• _Task prompt_:
Give the data again exactly as written, skipping any pictures.

BEGIN Recorded data

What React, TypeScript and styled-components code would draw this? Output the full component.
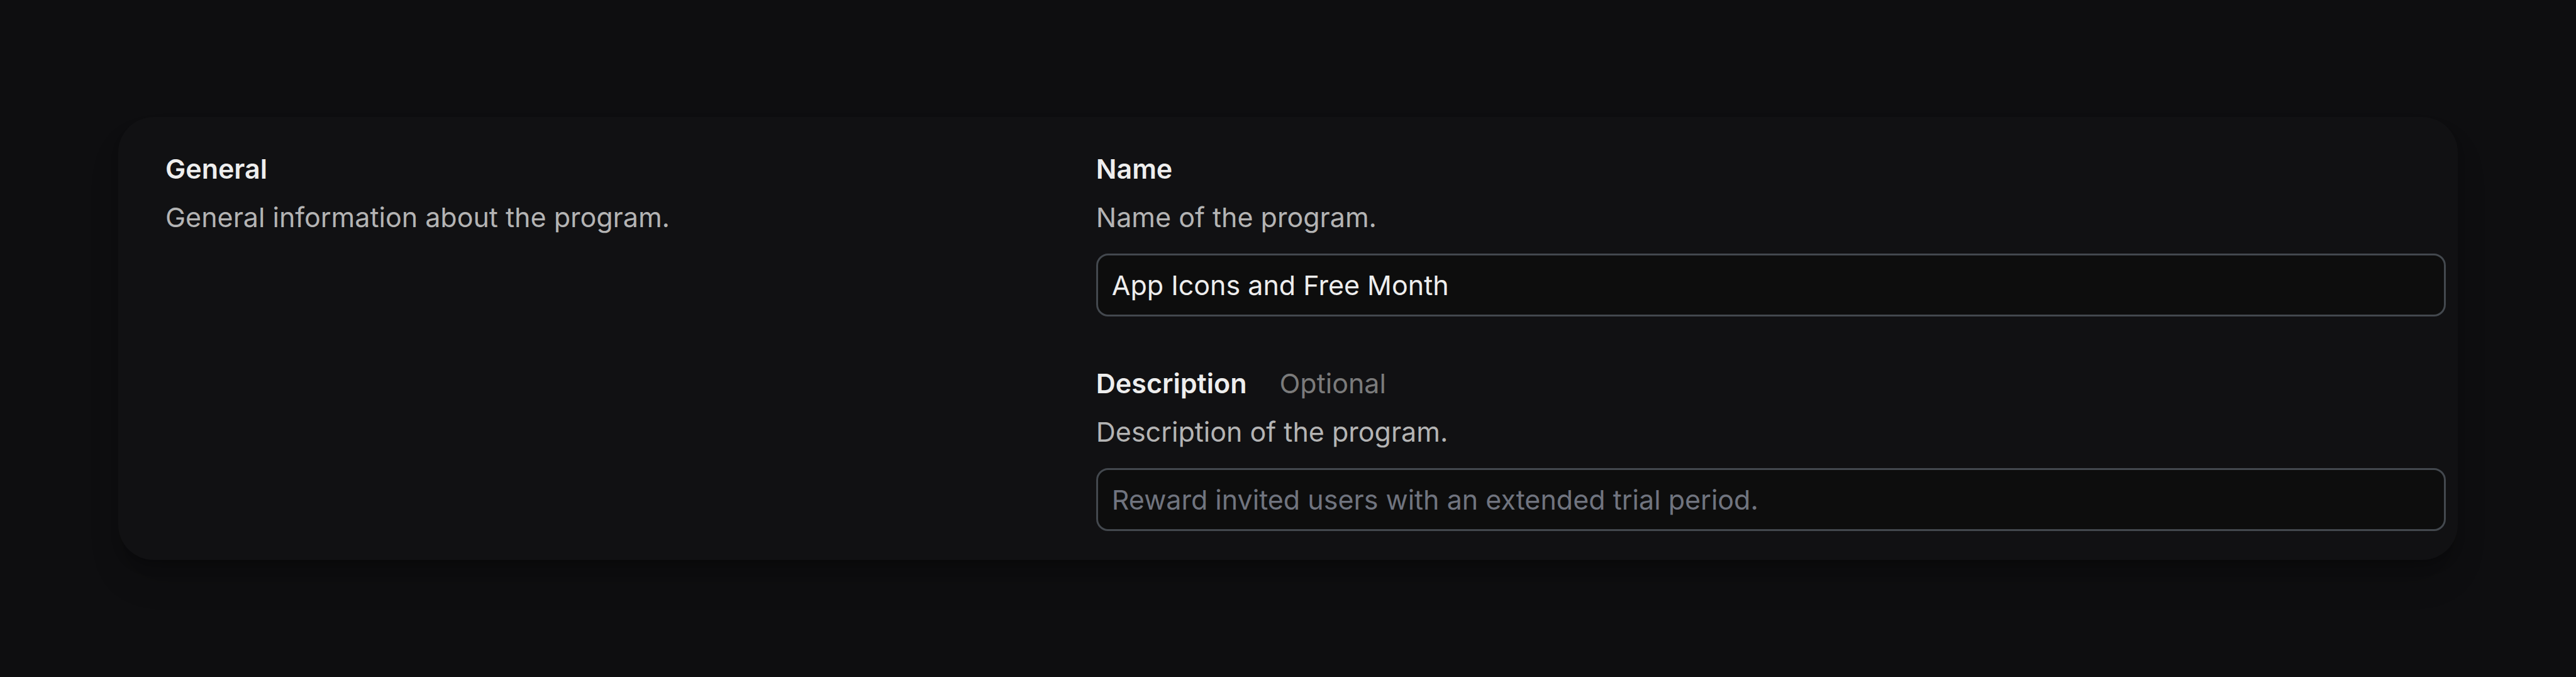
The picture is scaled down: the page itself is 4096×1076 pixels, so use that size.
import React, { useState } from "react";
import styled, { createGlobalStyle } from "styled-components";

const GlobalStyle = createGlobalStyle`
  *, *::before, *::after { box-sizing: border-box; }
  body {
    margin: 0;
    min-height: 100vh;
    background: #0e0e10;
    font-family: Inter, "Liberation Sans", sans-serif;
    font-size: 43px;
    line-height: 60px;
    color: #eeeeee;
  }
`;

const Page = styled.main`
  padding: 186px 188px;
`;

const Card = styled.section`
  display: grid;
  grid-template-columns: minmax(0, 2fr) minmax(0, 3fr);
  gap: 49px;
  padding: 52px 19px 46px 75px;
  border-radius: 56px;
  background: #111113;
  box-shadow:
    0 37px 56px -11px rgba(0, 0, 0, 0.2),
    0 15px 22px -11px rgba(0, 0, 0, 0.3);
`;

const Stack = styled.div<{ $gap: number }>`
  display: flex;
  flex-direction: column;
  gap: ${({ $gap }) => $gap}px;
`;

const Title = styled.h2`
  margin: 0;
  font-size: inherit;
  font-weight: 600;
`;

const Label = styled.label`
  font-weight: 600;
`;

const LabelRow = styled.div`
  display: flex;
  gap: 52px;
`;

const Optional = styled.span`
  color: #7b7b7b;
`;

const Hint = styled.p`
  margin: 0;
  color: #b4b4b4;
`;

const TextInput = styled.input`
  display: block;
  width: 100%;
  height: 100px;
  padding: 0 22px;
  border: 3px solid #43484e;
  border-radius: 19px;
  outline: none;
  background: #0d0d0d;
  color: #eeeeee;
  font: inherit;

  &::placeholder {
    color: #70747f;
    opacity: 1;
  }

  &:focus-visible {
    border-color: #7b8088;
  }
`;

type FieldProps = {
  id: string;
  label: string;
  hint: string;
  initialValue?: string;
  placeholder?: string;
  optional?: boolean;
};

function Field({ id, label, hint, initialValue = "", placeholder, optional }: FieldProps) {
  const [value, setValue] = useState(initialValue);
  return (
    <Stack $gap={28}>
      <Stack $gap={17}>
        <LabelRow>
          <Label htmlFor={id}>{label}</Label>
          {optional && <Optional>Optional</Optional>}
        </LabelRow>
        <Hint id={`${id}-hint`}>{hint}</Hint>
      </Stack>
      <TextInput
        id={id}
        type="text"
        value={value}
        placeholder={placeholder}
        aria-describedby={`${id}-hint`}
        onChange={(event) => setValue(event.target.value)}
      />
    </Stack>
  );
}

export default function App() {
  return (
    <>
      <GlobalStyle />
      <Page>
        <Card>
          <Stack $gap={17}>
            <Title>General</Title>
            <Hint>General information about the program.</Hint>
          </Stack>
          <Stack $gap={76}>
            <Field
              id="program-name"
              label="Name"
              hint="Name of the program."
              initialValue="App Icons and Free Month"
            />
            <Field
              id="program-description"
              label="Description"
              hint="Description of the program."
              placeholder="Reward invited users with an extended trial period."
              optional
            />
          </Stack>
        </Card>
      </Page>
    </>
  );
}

END Recorded data

• _Full solution_:
What React, TypeScript and styled-components code would draw this? Output the full component.
The picture is scaled down: the page itself is 4096×1076 pixels, so use that size.
import React, { useState } from "react";
import styled, { createGlobalStyle } from "styled-components";

const GlobalStyle = createGlobalStyle`
  *, *::before, *::after { box-sizing: border-box; }
  body {
    margin: 0;
    min-height: 100vh;
    background: #0e0e10;
    font-family: Inter, "Liberation Sans", sans-serif;
    font-size: 43px;
    line-height: 60px;
    color: #eeeeee;
  }
`;

const Page = styled.main`
  padding: 186px 188px;
`;

const Card = styled.section`
  display: grid;
  grid-template-columns: minmax(0, 2fr) minmax(0, 3fr);
  gap: 49px;
  padding: 52px 19px 46px 75px;
  border-radius: 56px;
  background: #111113;
  box-shadow:
    0 37px 56px -11px rgba(0, 0, 0, 0.2),
    0 15px 22px -11px rgba(0, 0, 0, 0.3);
`;

const Stack = styled.div<{ $gap: number }>`
  display: flex;
  flex-direction: column;
  gap: ${({ $gap }) => $gap}px;
`;

const Title = styled.h2`
  margin: 0;
  font-size: inherit;
  font-weight: 600;
`;

const Label = styled.label`
  font-weight: 600;
`;

const LabelRow = styled.div`
  display: flex;
  gap: 52px;
`;

const Optional = styled.span`
  color: #7b7b7b;
`;

const Hint = styled.p`
  margin: 0;
  color: #b4b4b4;
`;

const TextInput = styled.input`
  display: block;
  width: 100%;
  height: 100px;
  padding: 0 22px;
  border: 3px solid #43484e;
  border-radius: 19px;
  outline: none;
  background: #0d0d0d;
  color: #eeeeee;
  font: inherit;

  &::placeholder {
    color: #70747f;
    opacity: 1;
  }

  &:focus-visible {
    border-color: #7b8088;
  }
`;

type FieldProps = {
  id: string;
  label: string;
  hint: string;
  initialValue?: string;
  placeholder?: string;
  optional?: boolean;
};

function Field({ id, label, hint, initialValue = "", placeholder, optional }: FieldProps) {
  const [value, setValue] = useState(initialValue);
  return (
    <Stack $gap={28}>
      <Stack $gap={17}>
        <LabelRow>
          <Label htmlFor={id}>{label}</Label>
          {optional && <Optional>Optional</Optional>}
        </LabelRow>
        <Hint id={`${id}-hint`}>{hint}</Hint>
      </Stack>
      <TextInput
        id={id}
        type="text"
        value={value}
        placeholder={placeholder}
        aria-describedby={`${id}-hint`}
        onChange={(event) => setValue(event.target.value)}
      />
    </Stack>
  );
}

export default function App() {
  return (
    <>
      <GlobalStyle />
      <Page>
        <Card>
          <Stack $gap={17}>
            <Title>General</Title>
            <Hint>General information about the program.</Hint>
          </Stack>
          <Stack $gap={76}>
            <Field
              id="program-name"
              label="Name"
              hint="Name of the program."
              initialValue="App Icons and Free Month"
            />
            <Field
              id="program-description"
              label="Description"
              hint="Description of the program."
              placeholder="Reward invited users with an extended trial period."
              optional
            />
          </Stack>
        </Card>
      </Page>
    </>
  );
}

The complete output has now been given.